Python’s versatility and usability are powered by its rich ecosystem of libraries and packages. When it comes to time series analysis, a few libraries stand out for their utility and robustness:

1. Pandas: This is the first stop for any data manipulation and analysis in Python. It offers robust data structures like Series and DataFrame that make working with time-series data a breeze. With pandas, you can resample time series data, handle missing values, manipulate timezones, and perform various time-based operations.
   • For example, with the DataFrame’s ‘resample()’ function, you can easily change the frequency of your time series data.
2. NumPy: While pandas is great for manipulation, NumPy underpins it with a robust numerical computing capability. It provides the foundation for mathematical functions and computations in Python.
3. StatsModels: This library offers a suite of statistical models including a comprehensive set of functions for time series analysis. StatsModels provides implementations of AR, MA, ARMA, ARIMA, and other models. It also includes functions to compute autocorrelation and partial autocorrelation.
4. SciPy: This library is used for scientific and technical computations and complements the functionality of NumPy. For time series analysis, it provides functions for filtering, smoothing, and other linear time invariant (LTI) systems.
5. Matplotlib: This is a plotting library that can be used to create time series graphs. Visualizing your data is an essential part of time series analysis, and Matplotlib provides the tools necessary to create rich and detailed graphs.
6. Seaborn: Seaborn is built on top of Matplotlib and provides a high-level interface for creating beautiful, statistically-focused graphics. It integrates well with pandas’ data structures, making it an ideal choice for visualizing time series data.
7. Prophet: Developed by Facebook, Prophet is designed for analyzing time series with daily observations that display patterns on different time scales. It also handles missing data and outliers well, making it an excellent tool for real-world time series data.
8. PyTorch/ TensorFlow: These are two advanced libraries for machine learning. When you are ready to use deep learning for your time series data (like Recurrent Neural Networks or Long Short Term Memory models), these libraries will be of great use.
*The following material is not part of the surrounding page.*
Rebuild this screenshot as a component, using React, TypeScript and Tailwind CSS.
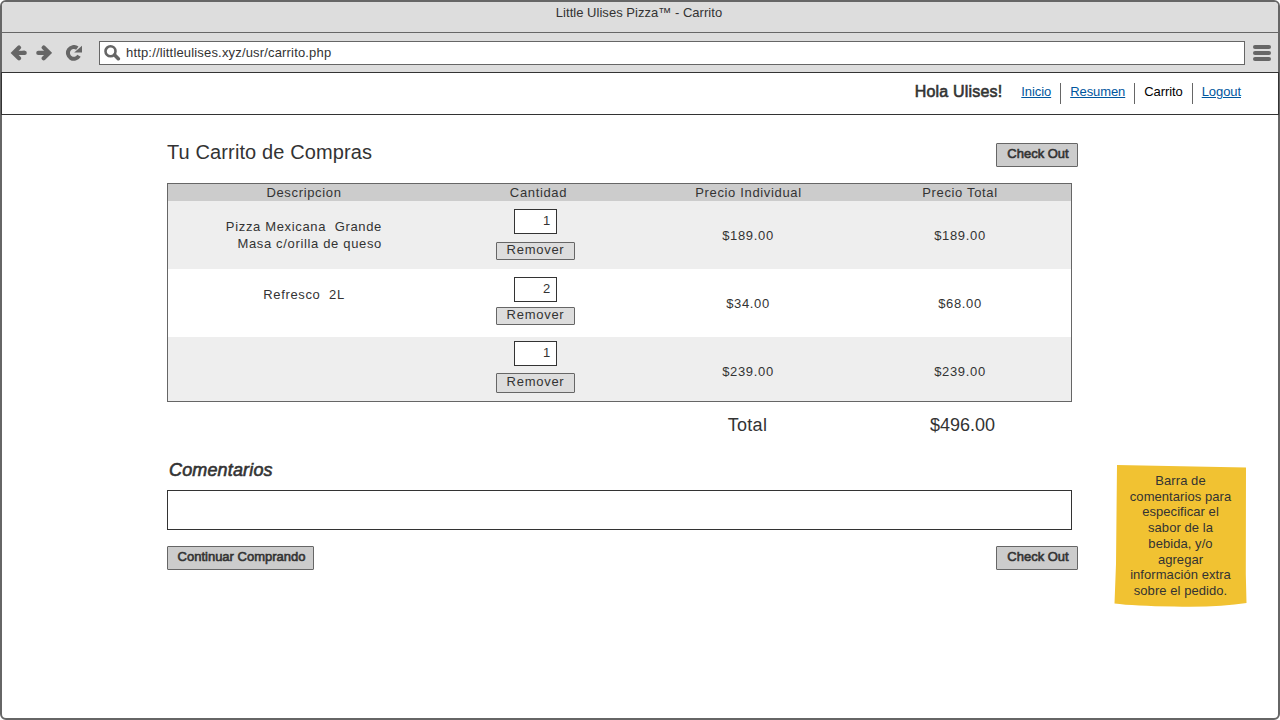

By combining these libraries, you can create a powerful time series analysis environment that can handle just about any task you throw at it. As a starting point, you can use pandas to prepare your data, StatsModels to create your model, and Matplotlib or Seaborn to visualize your results.

Key Libraries/Packages in R for Time Series Analysis

R is another popular programming language for statistical computing and graphics, well-suited for data analysis. For time series analysis, several R packages provide an extensive array of functionalities:

1. stats: This is a built-in R package and provides basic functions to handle and analyze time series data. It includes functions to model and predict linear filtering processes, simulate autoregressive and moving average series, and perform other basic time series operations.
2. forecast: One of the most widely used packages in time series forecasting. The forecast package includes methods for automatic model selection, visualization, accuracy testing, and prediction for a wide variety of univariate time series models (AR, ARIMA, Exponential Smoothing, etc.).
3. tseries: This package offers a variety of statistical tests, data transformations and estimations for time series data, and models to handle seasonality.
4. zoo: The zoo package (Z’s ordered observations) provides a powerful infrastructure for working with ordered indexed observations, especially useful for irregular time series.
5. xts (eXtensible Time Series): This package extends zoo and provides an easy and flexible way to handle time series data. It comes with a set of tools for managing data based on dates or timestamps.
6. tsibble: This package provides a ‘tidy’ approach to dealing with time series, aligning with the tidyverse principles in R. Tsibble makes the handling of temporal data more consistent and predictable.
7. ggplot2: This is a widely used package for creating professional-grade graphics. While not strictly for time series analysis, it is a powerful tool for visualizing time series data.
8. prophet: Similar to its Python counterpart, prophet in R is a package developed by Facebook for forecasting time series data based on an additive model where non-linear trends are fit with yearly, weekly, and daily seasonality.
9. fable: A relatively new package that provides a tidy interface to a collection of forecasting models. It supports tsibble objects and can use tidyverse-style syntax for manipulating and modeling time series data.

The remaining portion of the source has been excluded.